Five years already!?!? Wow!!! Happy engagement-avversary!

Jessica C said...

Love this :) Congrats to you both!!! Yay for anniversaries and celebrating the every day and the blessings that we have all around us!

Karen H. said...

What a beautiful blog post! I would say the same thing about my courtship and marriage except that I waited 56 years, and it was well worth the wait for the perfect mate for me. We have lived a lifetime in the past year. When you reach our age, everything has to be done while we are still able!

Anonymous said...

Hi Bekah, Referring to your statement, "I've had people ask me if I feel like I lost too many years to the wasteland of waiting..." Waiting is often a test of our faith, never a wasteland. There's always purpose in it. What blessings we receive when we learn by it. I'm in my own period of waiting (not for marriage, however... been married for 32 years (I'm 57) to the love of my life! What a man!) I love a quote I read by J.I. Packer from his book "Knowing God"...."The people who know their God never brood over what might have been. They never think of the things they missed, only of what they have gained." God bless and keep you and Ryan, Lisa

Anonymous said...

I love this, Bekah!
Odie

Bekah said...

Tamar And Jessica - Thank you!

Karen - I have loved watching your year unfold! So happy for you!!

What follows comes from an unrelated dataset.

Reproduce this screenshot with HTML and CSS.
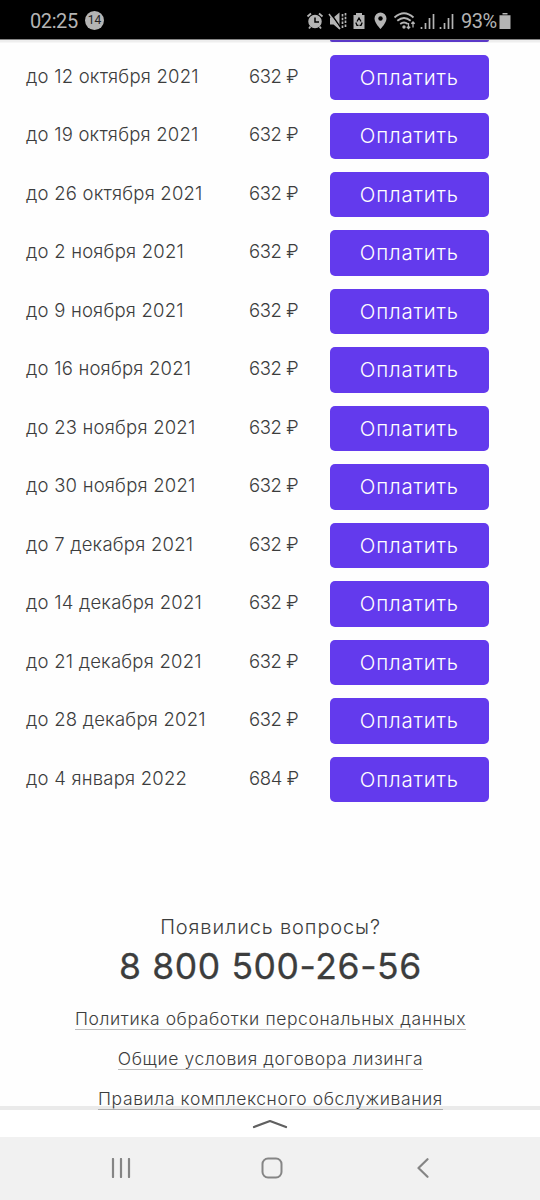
FILE: index.html
```html
<!DOCTYPE html>
<html lang="ru">
<head>
<meta charset="utf-8">
<title>График платежей</title>
<link rel="stylesheet" href="styles.css">
</head>
<body>
<div class="screen">
  <header class="status">
    <span class="time">02:25</span><span class="count">14</span>
    <svg class="status-icons" width="154" height="24" viewBox="0 0 154 24" fill="none" stroke="#b4b4b4" stroke-width="1.5">
      <circle cx="9" cy="12.500" r="6" fill="#b4b4b4"/><path d="M9 8.500v4.500h4" stroke="#000"/><path d="M1.500 7.500L5 4.500M13 4.500l3.500 3M4.500 17.500l-1.500 2M13.500 17.500l1.500 2" stroke-width="1.800"/>
      <path d="M24 8.500h3.500l6-5v17l-6-5H24z" fill="#b4b4b4" stroke="none"/><path d="M24.500 4l11 16" stroke="#000" stroke-width="1.500"/><path d="M23 5l11 15" stroke-width="1.500"/><path d="M36.500 5v14M39.500 4v15" stroke-width="1.700" stroke-dasharray="2.500 1.300"/>
      <path d="M50 4h6v2h2.500v14h-11V6H50z" fill="#b4b4b4" stroke="none"/><path d="M51 12.500l2-3.500 2 3.500M49.800 13.500l1.200 2.800h1.500M56.200 13.500L55 16.300h-1.500" stroke="#000" stroke-width="1.300"/>
      <path d="M74.500 3.500a6 6 0 0 0-6 6C68.500 14 74.500 20 74.500 20s6-6 6-10.500a6 6 0 0 0-6-6z" fill="#b4b4b4" stroke="none"/><circle cx="74.500" cy="9.500" r="2.200" fill="#000" stroke="none"/>
      <path d="M88.500 8.500q9.500-8.500 19 0M91.300 11.800q6.700-5.500 13.400 0M94.200 15q3.800-3 7.600 0" stroke-width="1.800"/><circle cx="98" cy="18" r="1.700" fill="#b4b4b4" stroke="none"/><path d="M102.500 14v5.500M100.800 17.800l1.700 1.700 1.700-1.700M107 18.500V13M105.300 14.700L107 13l1.700 1.700" stroke-width="1.300"/>
      <path d="M115.500 20v-2M119.500 20v-6M123.500 20V9M127.500 20V5M134.500 20v-2M138.500 20v-6M142.500 20V9M146.500 20V5" stroke-width="1.700"/>
    </svg>
    <span class="percent">93%</span>
    <svg class="battery" width="12" height="16" viewBox="0 0 12 16"><path d="M3.500 0h5v1.500h-5zM.5 2.200h11V16H.5z" fill="#b4b4b4"/></svg>
  </header>
  <main class="page">
    <div class="previous"></div>
    <ul class="payments">
      <li class="row"><span class="date">до 12 октября 2021</span><span class="sum">632 ₽</span><button class="pay">Оплатить</button></li>
      <li class="row"><span class="date">до 19 октября 2021</span><span class="sum">632 ₽</span><button class="pay">Оплатить</button></li>
      <li class="row"><span class="date">до 26 октября 2021</span><span class="sum">632 ₽</span><button class="pay">Оплатить</button></li>
      <li class="row"><span class="date">до 2 ноября 2021</span><span class="sum">632 ₽</span><button class="pay">Оплатить</button></li>
      <li class="row"><span class="date">до 9 ноября 2021</span><span class="sum">632 ₽</span><button class="pay">Оплатить</button></li>
      <li class="row"><span class="date">до 16 ноября 2021</span><span class="sum">632 ₽</span><button class="pay">Оплатить</button></li>
      <li class="row"><span class="date">до 23 ноября 2021</span><span class="sum">632 ₽</span><button class="pay">Оплатить</button></li>
      <li class="row"><span class="date">до 30 ноября 2021</span><span class="sum">632 ₽</span><button class="pay">Оплатить</button></li>
      <li class="row"><span class="date">до 7 декабря 2021</span><span class="sum">632 ₽</span><button class="pay">Оплатить</button></li>
      <li class="row"><span class="date">до 14 декабря 2021</span><span class="sum">632 ₽</span><button class="pay">Оплатить</button></li>
      <li class="row"><span class="date">до 21 декабря 2021</span><span class="sum">632 ₽</span><button class="pay">Оплатить</button></li>
      <li class="row"><span class="date">до 28 декабря 2021</span><span class="sum">632 ₽</span><button class="pay">Оплатить</button></li>
      <li class="row"><span class="date">до 4 января 2022</span><span class="sum">684 ₽</span><button class="pay">Оплатить</button></li>
    </ul>
    <section class="contacts">
      <p class="question">Появились вопросы?</p>
      <p class="phone">8 800 500-26-56</p>
      <a class="link link-policy">Политика обработки персональных данных</a>
      <a class="link link-terms">Общие условия договора лизинга</a>
      <a class="link link-rules">Правила комплексного обслуживания</a>
    </section>
  </main>
  <div class="drawer"><svg width="36" height="10" viewBox="0 0 36 10"><path d="M2 8L18 2l16 6" fill="none" stroke="#606060" stroke-width="2.200" stroke-linecap="round" stroke-linejoin="round"/></svg></div>
  <nav class="navbar">
    <svg width="20" height="20" viewBox="0 0 20 20"><path d="M2 1v18M10 1v18M18 1v18" stroke="#858585" stroke-width="2.200" stroke-linecap="round"/></svg>
    <svg class="home" width="22" height="22" viewBox="0 0 22 22"><rect x="1.500" y="1.500" width="19" height="19" rx="5.500" fill="none" stroke="#858585" stroke-width="2"/></svg>
    <svg width="12" height="20" viewBox="0 0 12 20"><path d="M10.500 1.200L1.500 10l9 8.800" fill="none" stroke="#858585" stroke-width="2.200" stroke-linecap="round" stroke-linejoin="round"/></svg>
  </nav>
</div>
</body>
</html>
```
FILE: styles.css
```css
* { box-sizing: border-box; }
body { margin: 0; background: #fefefe; color: #3c3d3d; font-family: Inter, "Open Sans", sans-serif; }
.screen { width: 540px; height: 1200px; display: flex; flex-direction: column; overflow: hidden; }
.status { height: 39px; flex: none; background: #000; color: #b4b4b4; display: flex; align-items: center; padding: 2px 28px 0 30px; font-family: Roboto, sans-serif; }
.time { font-size: 20px; width: 49px; letter-spacing: -0.4px; }
.count { width: 19px; height: 19px; margin-left: 6px; border-radius: 50%; background: #b4b4b4; color: #222; font-size: 12px; line-height: 19px; text-align: center; }
.status-icons { margin-left: 202px; flex: none; }
.percent { font-size: 20px; width: 38px; letter-spacing: -0.5px; margin-left: 1px; }
.battery { flex: none; }
.page { flex: 1; min-height: 0; overflow: hidden; border-top: 1px solid #858585; background: linear-gradient(#eee 0 2px, #fefefe 3px); }
.previous { height: 2px; margin: 0 51px 0 330px; background: #5a38c8; border-radius: 0 0 5px 5px; }
.payments { margin: 12.7px 0 0; padding: 0; list-style: none; display: flex; flex-direction: column; gap: 13px; }
.row { height: 45.5px; display: grid; grid-template-columns: 223px 81px 158.600px; padding-left: 26px; white-space: nowrap; font-size: 18.500px; font-weight: 300; line-height: 42px; }
.date { letter-spacing: 0.22px; }
.sum { letter-spacing: -0.4px; }
.pay { border: 0; border-radius: 5px; background: #633aed; color: #fff; font: 300 20.500px/45px Inter, sans-serif; padding: 0; letter-spacing: 0.85px; }
.contacts { margin-top: 111.3px; padding-left: 1px; display: flex; flex-direction: column; align-items: center; white-space: nowrap; }
.question { margin: 0; font-size: 20px; line-height: 28px; font-weight: 300; letter-spacing: 0.87px; }
.phone { margin: 0; font-size: 35.500px; line-height: 51px; font-weight: 400; letter-spacing: 0.6px; -webkit-text-stroke: 0.3px; }
.link { height: 24px; line-height: 25px; font-size: 17.500px; font-weight: 300; border-bottom: 1px solid #bdbdbd; margin-bottom: 15.6px; letter-spacing: 0.6px; }
.link-policy { margin-top: 14px; }
/* The translucent top edge overlaps the last line of the page. */
.drawer { position: relative; height: 31px; flex: none; margin-top: -4px; border-top: 4px solid rgba(0, 0, 0, 0.08); background: #fff; background-clip: padding-box; display: flex; justify-content: center; padding-top: 9px; }
.navbar { height: 63px; flex: none; background: #f1f1f1; display: flex; justify-content: space-between; align-items: center; padding: 0 111px 2px; }
.home { margin-right: 4px; }
```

Lisa - I TOTALLY agree that waiting is never a wasteland. I couldn't see that for a long time, but I do see that now, and I a so grateful for the purpose!

Odie - Love you, friend!

Mark Allman said...

I do think waiting gets a bad rap at times. I believe waiting is acted out faith and trust. It certainly is "not doing nothing" which people often label waiting. Waiting should be accompanied by wise actions. If we are waiting for an event then a lot of times there are things we can do while waiting to prepare for it. If we are waiting on something not so well defined such as a mate then that waiting may involve preparing yourself for the time it may happen. And yes some waiting is doing nothing but trusting in God but allowing it to develop at the proper time. Waiting is not easy and takes hard work at times and as Lisa said it is never a wasteland.